De quelles énergies avons-nous besoin ? Laquelle, pour une utilisation donnée, constitue le meilleur choix du point de vue de la collectivité et des personnes ? Y a-t-il un rapport entre formes d’énergie et formes de société ?
Sur quelles énergies pourrons-nous compter pour demain ou même pour tout de suite ? Dans quelle mesure l’énergie nucléaire nous est-elle indispensable ? Le programme électronucléaire français est-il réaliste ? Est-il réaliste de vouloir le stopper ?

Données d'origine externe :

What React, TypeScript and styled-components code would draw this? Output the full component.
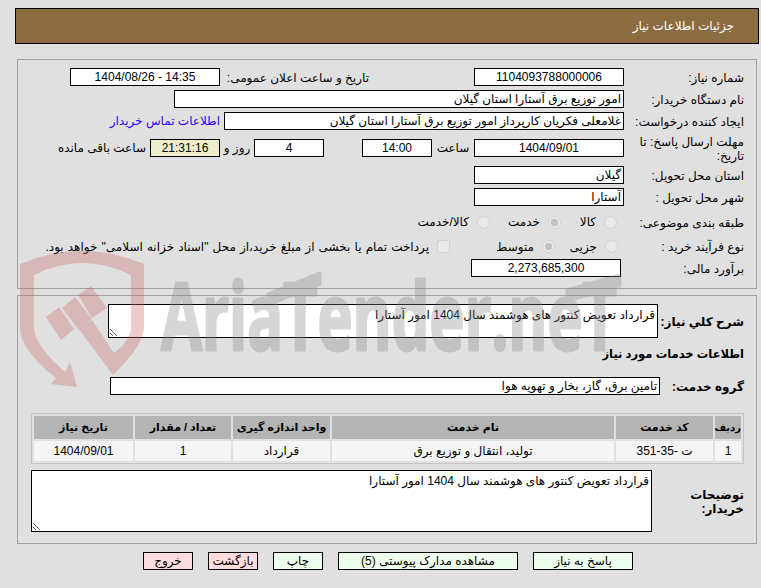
import React from "react";
import styled, { createGlobalStyle } from "styled-components";

const Global = createGlobalStyle`
  html, body { margin: 0; padding: 0; background: #e0e0e0; }
  body { font-family: "Liberation Sans", "DejaVu Sans", sans-serif; font-size: 12px; color: #000; }
`;
const Page = styled.div`
  position: relative;
  width: 761px;
  height: 588px;
  overflow: hidden;
  padding: 8px 2px 0 15px;
  box-sizing: border-box;
  direction: rtl;
`;
const Header = styled.div`
  height: 36px;
  box-sizing: border-box;
  border: 1px solid #000;
  background: #8c6d42;
  color: #fff;
  display: flex;
  align-items: center;
  padding-right: 24px;
`;
const Panel = styled.section<{ $h: number; $top: number }>`
  height: ${(p) => p.$h}px;
  margin: ${(p) => p.$top}px 2px 0 2px;
  box-sizing: border-box;
  border: 1px solid #a0a0a0;
  padding: 8px 12px 0 0;
`;
const Row = styled.div<{ $h?: number; $mt?: number }>`
  display: flex;
  align-items: center;
  height: ${(p) => p.$h ?? 18}px;
  margin-top: ${(p) => p.$mt ?? 4}px;
`;
const Label = styled.div<{ $w?: number; $bold?: boolean; $mr?: number }>`
  flex: none;
  box-sizing: border-box;
  width: ${(p) => p.$w ?? 120}px;
  margin-right: ${(p) => p.$mr ?? 0}px;
  padding-top: 1px;
  font-weight: ${(p) => (p.$bold ? 700 : 400)};
  line-height: 14px;
`;
const Heading = styled(Label)`
  font-size: 11.5px;
`;
const Field = styled.div<{ $w: number; $center?: boolean; $mr?: number; $bg?: string }>`
  flex: none;
  width: ${(p) => p.$w}px;
  height: 18px;
  margin-right: ${(p) => p.$mr ?? 0}px;
  box-sizing: border-box;
  border: 1px solid #000;
  background: ${(p) => p.$bg ?? "#fff"};
  padding: 0 2px;
  line-height: 16px;
  white-space: nowrap;
  overflow: hidden;
  text-align: ${(p) => (p.$center ? "center" : "right")};
`;
const ContactLink = styled.a`
  margin-right: 4px;
  color: #3300ff;
  white-space: nowrap;
`;
const Unit = styled.div<{ $w: number }>`
  flex: none;
  width: ${(p) => p.$w}px;
  text-align: center;
  white-space: nowrap;
`;
const Note = styled.div<{ $mr?: number }>`
  margin-right: ${(p) => p.$mr ?? 0}px;
  white-space: nowrap;
`;
const Choice = styled.label<{ $w: number; $mr?: number }>`
  flex: none;
  display: flex;
  align-items: center;
  gap: 8px;
  box-sizing: border-box;
  width: ${(p) => p.$w}px;
  padding-right: ${(p) => p.$mr ?? 0}px;
  white-space: nowrap;
`;
const Terms = styled.span`
  word-spacing: 0.8px;
`;
const Radio = styled.input.attrs({ type: "radio", disabled: true })`
  appearance: none;
  flex: none;
  width: 13px;
  height: 13px;
  margin: 0;
  border: 1px solid #d2d2d2;
  border-radius: 50%;
  background: #e9e9e9;
  box-sizing: border-box;
  &:checked { background: radial-gradient(circle, #c4c4c4 0 3.5px, #e9e9e9 4px); }
`;
const Check = styled.input.attrs({ type: "checkbox", disabled: true })`
  appearance: none;
  flex: none;
  width: 13px;
  height: 13px;
  margin: 0;
  border: 1px solid #d2d2d2;
  border-radius: 2px;
  background: #e9e9e9;
  box-sizing: border-box;
`;
const Area = styled.textarea<{ $w: number; $h: number }>`
  flex: none;
  display: block;
  width: ${(p) => p.$w}px;
  height: ${(p) => p.$h}px;
  box-sizing: border-box;
  margin: 0;
  border: 1px solid #000;
  border-radius: 0;
  outline: none;
  padding: 3px 2px;
  background: #fff;
  color: #000;
  font: inherit;
  direction: rtl;
`;
const Table = styled.table`
  table-layout: fixed;
  width: 713px;
  margin-top: 18px;
  border: 1px solid #c4c4c4;
  border-spacing: 2px;
  box-sizing: border-box;
`;
const Th = styled.th<{ $w: number; $fs?: number }>`
  width: ${(p) => p.$w}px;
  height: 23px;
  padding: 0;
  background: #b4b4b4;
  font-size: ${(p) => p.$fs ?? 11}px;
  font-weight: 700;
  text-align: center;
  white-space: nowrap;
`;
const Td = styled.td`
  height: 20px;
  padding: 0;
  background: #f5f5f5;
  text-align: center;
`;
const Buttons = styled.div`
  display: flex;
  gap: 15px;
  margin: 8px 126px 0 0;
`;
const Btn = styled.button<{ $w: number; $red?: boolean }>`
  flex: none;
  width: ${(p) => p.$w}px;
  height: 18px;
  padding: 0;
  box-sizing: border-box;
  border: 1px solid #000;
  background: ${(p) => (p.$red ? "#ffdddd" : "#eeffee")};
  color: #000;
  font: inherit;
  line-height: 16px;
`;
const Watermark = styled.svg`
  position: absolute;
  left: 0;
  top: 0;
  pointer-events: none;
  opacity: 0.32;
`;
const LogoText = styled.text`
  direction: ltr;
  unicode-bidi: bidi-override;
  font-family: "Open Sans", sans-serif;
  font-weight: 700;
  font-size: 94px;
`;

const DESC = "قرارداد تعویض کنتور های هوشمند سال 1404 امور آستارا";

export default function App() {
  return (
    <Page>
      <Global />
      <Header>جزئیات اطلاعات نیاز</Header>
      <Panel $h={230} $top={15}>
        <Row $mt={0}>
          <Label>شماره نیاز:</Label>
          <Field $w={150} $center>1104093788000006</Field>
          <Label $w={149} $mr={105}>تاریخ و ساعت اعلان عمومی:</Label>
          <Field $w={150} $center>14:35 - 1404/08/26</Field>
        </Row>
        <Row>
          <Label>نام دستگاه خریدار:</Label>
          <Field $w={450}>امور توزیع برق آستارا استان گیلان</Field>
        </Row>
        <Row>
          <Label>ایجاد کننده درخواست:</Label>
          <Field $w={400}>غلامعلی فکریان کارپرداز امور توزیع برق آستارا استان گیلان</Field>
          <ContactLink>اطلاعات تماس خریدار</ContactLink>
        </Row>
        <Row $h={28}>
          <Label>مهلت ارسال پاسخ: تا تاریخ:</Label>
          <Field $w={150} $center>1404/09/01</Field>
          <Unit $w={42}>ساعت</Unit>
          <Field $w={70} $center>14:00</Field>
          <Field $w={70} $center $mr={38}>4</Field>
          <Unit $w={34}>روز و</Unit>
          <Field $w={70} $center $bg="#eeeecc">21:31:16</Field>
          <Note $mr={4}>ساعت باقی مانده</Note>
        </Row>
        <Row>
          <Label>استان محل تحویل:</Label>
          <Field $w={150}>گیلان</Field>
        </Row>
        <Row>
          <Label>شهر محل تحویل :</Label>
          <Field $w={150}>آستارا</Field>
        </Row>
        <Row $h={24}>
          <Label>طبقه بندی موضوعی:</Label>
          <Choice $w={63} $mr={7}><Radio />کالا</Choice>
          <Choice $w={71}><Radio defaultChecked />خدمت</Choice>
          <Choice $w={80}><Radio />کالا/خدمت</Choice>
        </Row>
        <Row $h={17}>
          <Label>نوع فرآیند خرید :</Label>
          <Choice $w={69} $mr={6}><Radio />جزیی</Choice>
          <Choice $w={105}><Radio defaultChecked />متوسط</Choice>
          <Choice $w={410}><Check /><Terms>پرداخت تمام یا بخشی از مبلغ خرید،از محل "اسناد خزانه اسلامی" خواهد بود.</Terms></Choice>
        </Row>
        <Row>
          <Label>برآورد مالی:</Label>
          <Field $w={150} $center $mr={3}>2,273,685,300</Field>
        </Row>
      </Panel>
      <Panel $h={249} $top={6}>
        <Row $h={34} $mt={0}>
          <Label $w={86} $bold>شرح کلي نیاز:</Label>
          <Area $w={550} $h={34} readOnly value={DESC} />
        </Row>
        <Row $mt={6}>
          <Heading $w={300} $bold>اطلاعات خدمات مورد نیاز</Heading>
        </Row>
        <Row $mt={15}>
          <Label $w={84} $bold>گروه خدمت:</Label>
          <Field $w={550}>تامین برق، گاز، بخار و تهویه هوا</Field>
        </Row>
        <Table>
          <thead>
            <tr>
              <Th $w={26} $fs={10}>ردیف</Th>
              <Th $w={97}>کد خدمت</Th>
              <Th $w={282}>نام خدمت</Th>
              <Th $w={97}>واحد اندازه گیری</Th>
              <Th $w={96}>تعداد / مقدار</Th>
              <Th $w={99}>تاریخ نیاز</Th>
            </tr>
          </thead>
          <tbody>
            <tr>
              <Td>1</Td>
              <Td>ت -35-351</Td>
              <Td>تولید، انتقال و توزیع برق</Td>
              <Td>قرارداد</Td>
              <Td>1</Td>
              <Td>1404/09/01</Td>
            </tr>
          </tbody>
        </Table>
        <Row $h={62} $mt={6}>
          <Label $w={92} $bold>توضیحات خریدار:</Label>
          <Area $w={621} $h={62} readOnly value={DESC} />
        </Row>
      </Panel>
      <Buttons>
        <Btn $w={100}>پاسخ به نیاز</Btn>
        <Btn $w={180}>مشاهده مدارک پیوستی (5)</Btn>
        <Btn $w={50}>چاپ</Btn>
        <Btn $w={50} $red>بازگشت</Btn>
        <Btn $w={50} $red>خروج</Btn>
      </Buttons>
      <Watermark width="761" height="588" viewBox="0 0 761 588" aria-hidden="true">
        <g fill="#c86464">
          <path d="M20 264 Q82 238 144 264 L144 327 Q144 345 113 375 L78 328 L92 320 L114 353 Q131 340 131 327 L131 275 Q82 251 34 275 L34 327 Q34 345 65 372 L70 362 L77 387 L51 384 L56 378 Q20 350 20 327 Z" />
          <path d="M46 317 L59 307 L74 329 L61 340 Z" />
          <path d="M62 308 L75 297 L92 319 L78 329 Z" />
          <path d="M78 295 L91 286 L107 308 L92 318 Z" />
        </g>
        <g fill="#868686" stroke="#868686" strokeWidth="3" strokeLinejoin="round">
          <LogoText x="161" y="350" textLength="456" lengthAdjust="spacingAndGlyphs">AriaTender.neT</LogoText>
          <path d="M268 294 L320 273 L320 284 L268 305 Z" />
          <path d="M567 290 L620 275 L620 286 L567 301 Z" />
        </g>
      </Watermark>
    </Page>
  );
}
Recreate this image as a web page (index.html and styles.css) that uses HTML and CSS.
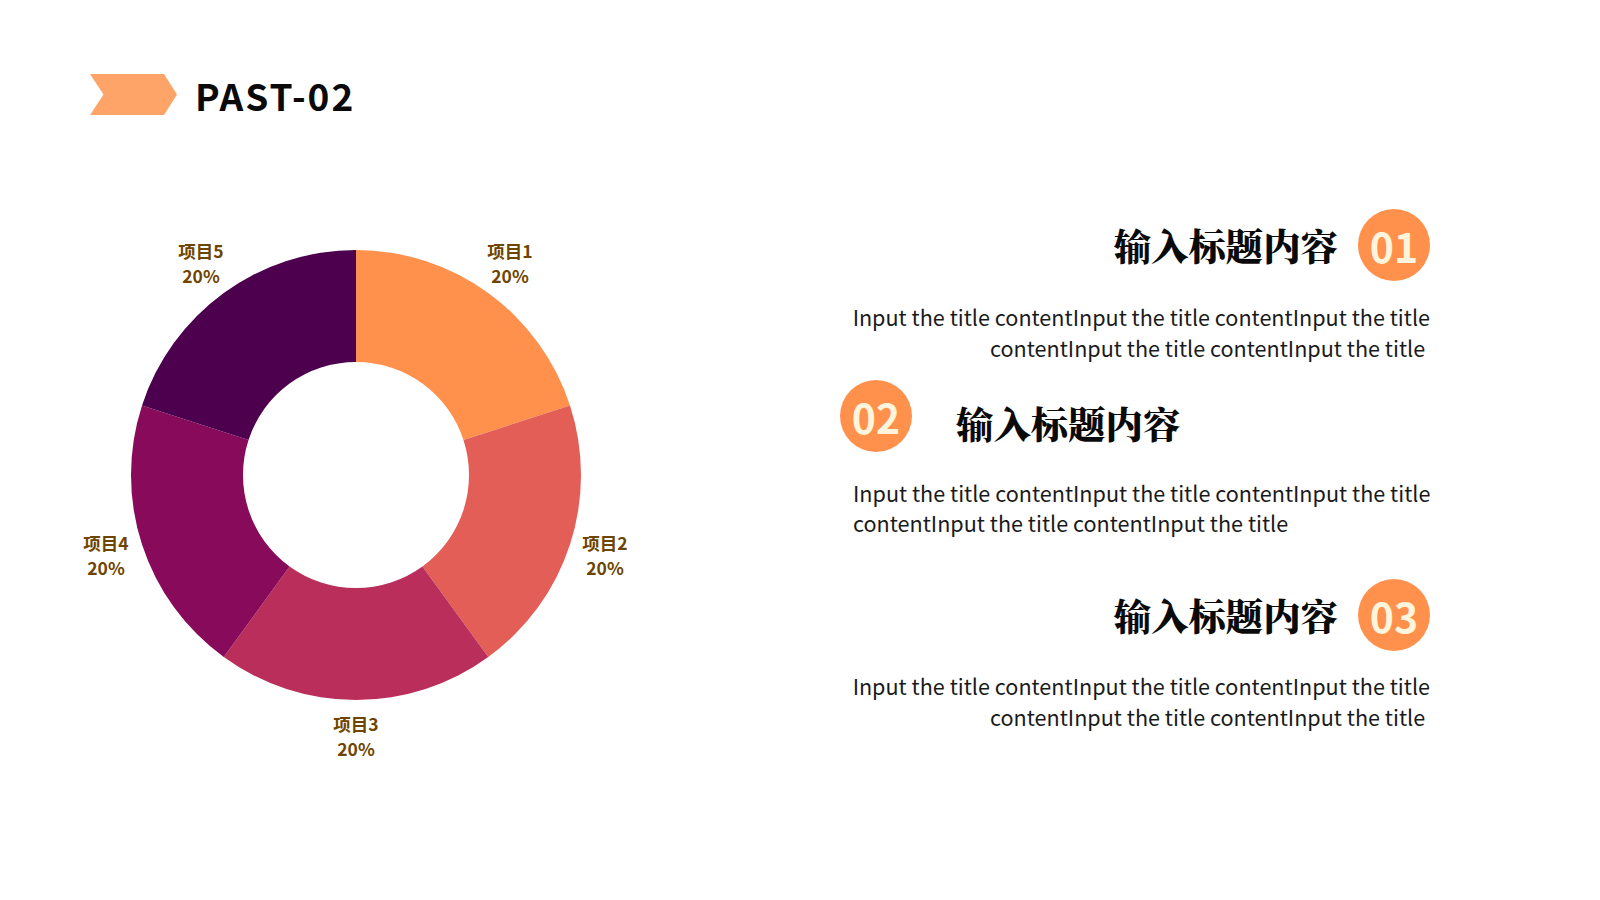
FILE: index.html
```html
<!DOCTYPE html>
<html lang="zh">
<head>
<meta charset="utf-8">
<title>PAST-02</title>
<link rel="stylesheet" href="styles.css">
</head>
<body>
<div class="page">
  <header class="header">
    <svg class="chevron" width="87" height="41" viewBox="0 0 87 41"><polygon points="0,0 74,0 87,20.5 74,41 0,41 13.5,20.5" fill="#FFA469"/></svg>
    <h1 class="title">PAST-02</h1>
  </header>
  <main class="main">
    <div class="chart">
      <svg class="donut" width="600" height="555" viewBox="0 0 600 555">
        <path fill="#FF914D" d="M298,32 A225,225 0 0 1 511.99,187.47 L405.47,222.08 A113,113 0 0 0 298,144 Z"/>
        <path fill="#E45E58" d="M511.99,187.47 A225,225 0 0 1 430.25,439.03 L364.42,348.42 A113,113 0 0 0 405.47,222.08 Z"/>
        <path fill="#BA2E5B" d="M430.25,439.03 A225,225 0 0 1 165.75,439.03 L231.58,348.42 A113,113 0 0 0 364.42,348.42 Z"/>
        <path fill="#880A5A" d="M165.75,439.03 A225,225 0 0 1 84.01,187.47 L190.53,222.08 A113,113 0 0 0 231.58,348.42 Z"/>
        <path fill="#4C004E" d="M84.01,187.47 A225,225 0 0 1 298,32 L298,144 A113,113 0 0 0 190.53,222.08 Z"/>
      </svg>
      <div class="label label-1">项目1<br>20%</div>
      <div class="label label-2">项目2<br>20%</div>
      <div class="label label-3">项目3<br>20%</div>
      <div class="label label-4">项目4<br>20%</div>
      <div class="label label-5">项目5<br>20%</div>
    </div>
    <section class="items">
      <div class="item item-right item-1">
        <div class="item-head">
          <h2 class="item-title">输入标题内容</h2>
          <div class="num">01</div>
        </div>
        <p class="item-text">Input the title contentInput the title contentInput the title contentInput the title contentInput the title&nbsp;</p>
      </div>
      <div class="item item-left item-2">
        <div class="item-head">
          <div class="num">02</div>
          <h2 class="item-title">输入标题内容</h2>
        </div>
        <p class="item-text">Input the title contentInput the title contentInput the title contentInput the title contentInput the title</p>
      </div>
      <div class="item item-right item-3">
        <div class="item-head">
          <h2 class="item-title">输入标题内容</h2>
          <div class="num">03</div>
        </div>
        <p class="item-text">Input the title contentInput the title contentInput the title contentInput the title contentInput the title&nbsp;</p>
      </div>
    </section>
  </main>
</div>
</body>
</html>
```
FILE: styles.css
```css
* { box-sizing: border-box; }
html, body { margin: 0; padding: 0; background: #ffffff; }
body { font-family: "Noto Sans CJK SC", "Noto Sans", sans-serif; color: #111; }
.page { width: 1600px; height: 900px; overflow: hidden; background: #fff; }

.header {
  display: flex;
  align-items: center;
  gap: 18px;
  padding: 74px 0 0 90px;
  height: 115px;
}
.chevron { display: block; flex: none; }
.title {
  margin: 2px 0 0 0;
  font-family: "Noto Sans CJK SC", "Noto Sans", sans-serif;
  font-weight: 700;
  font-size: 37px;
  letter-spacing: 2px;
  line-height: 41px;
  color: #0a0a0a;
}

.main {
  display: flex;
  align-items: flex-start;
}
.chart {
  position: relative;
  width: 600px;
  height: 555px;
  margin: 103px 0 0 58px;
  flex: none;
}
.donut { display: block; }
.label {
  position: absolute;
  width: 84px;
  margin-left: -42px;
  text-align: center;
  font-family: "Noto Sans CJK SC", sans-serif;
  font-weight: 700;
  font-size: 17.5px;
  line-height: 25px;
  color: #6E4500;
}
.label-1 { left: 452px; top: 20px; }
.label-2 { left: 547px; top: 312px; }
.label-3 { left: 298px; top: 493px; }
.label-4 { left: 48px; top: 312px; }
.label-5 { left: 143px; top: 20px; }

.items {
  width: 600px;
  margin: 94px 0 0 182px;
  display: flex;
  flex-direction: column;
}
.item-head {
  display: flex;
  align-items: center;
}
.item-right .item-head { justify-content: flex-end; gap: 20px; padding-right: 10px; }
.item-left .item-head { justify-content: flex-start; gap: 44px; }
.item-title {
  margin: 0;
  font-family: "Noto Serif CJK SC", "Noto Sans CJK SC", serif;
  font-weight: 900;
  font-size: 37.4px;
  line-height: 45px;
  color: #0a0a0a;
}
.item-2 .item-title { margin-top: 16px; }
.num {
  width: 72px;
  height: 72px;
  border-radius: 50%;
  background: #FF914D;
  color: #FFF4DC;
  font-family: "Noto Sans CJK SC", sans-serif;
  font-weight: 700;
  font-size: 41px;
  line-height: 72px;
  text-align: center;
  flex: none;
}
.item-text {
  margin: 21px 0 0 0;
  font-family: "Noto Sans CJK SC", sans-serif;
  font-weight: 400;
  font-size: 21.6px;
  line-height: 30.8px;
  color: #1a1a1a;
}
.item-right .item-text { text-align: right; padding-right: 10px; }
.item-left .item-text { text-align: left; margin-left: 13px; width: 587px; }
.item-2 { margin-top: 16px; }
.item-2 .item-text { margin-top: 26px; }
.item-3 { margin-top: 40px; }
.item-3 .item-text { margin-top: 20px; }
```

Telles sont les questions que ce dossier cherche à éclaircir. Elles seront abordées sans démagogie et sans cacher les préférences qui nous guident. L’honnêteté, en effet, ne consiste pas à se prétendre impartial, mais à dire ouvertement en vertu de quels buts et de quels principes on juge. Les nôtres sont simples : nous voulons que la production serve le plus efficacement les besoins et les désirs conscients des consommateurs. Nous refusons une civilisation où les gens servent à consommer ce que les industries ont intérêt à produire. Nous voulons que la société, ses institutions et ses techniques permettent à chacun de se déterminer librement et s’ajustent aux préférences de tous.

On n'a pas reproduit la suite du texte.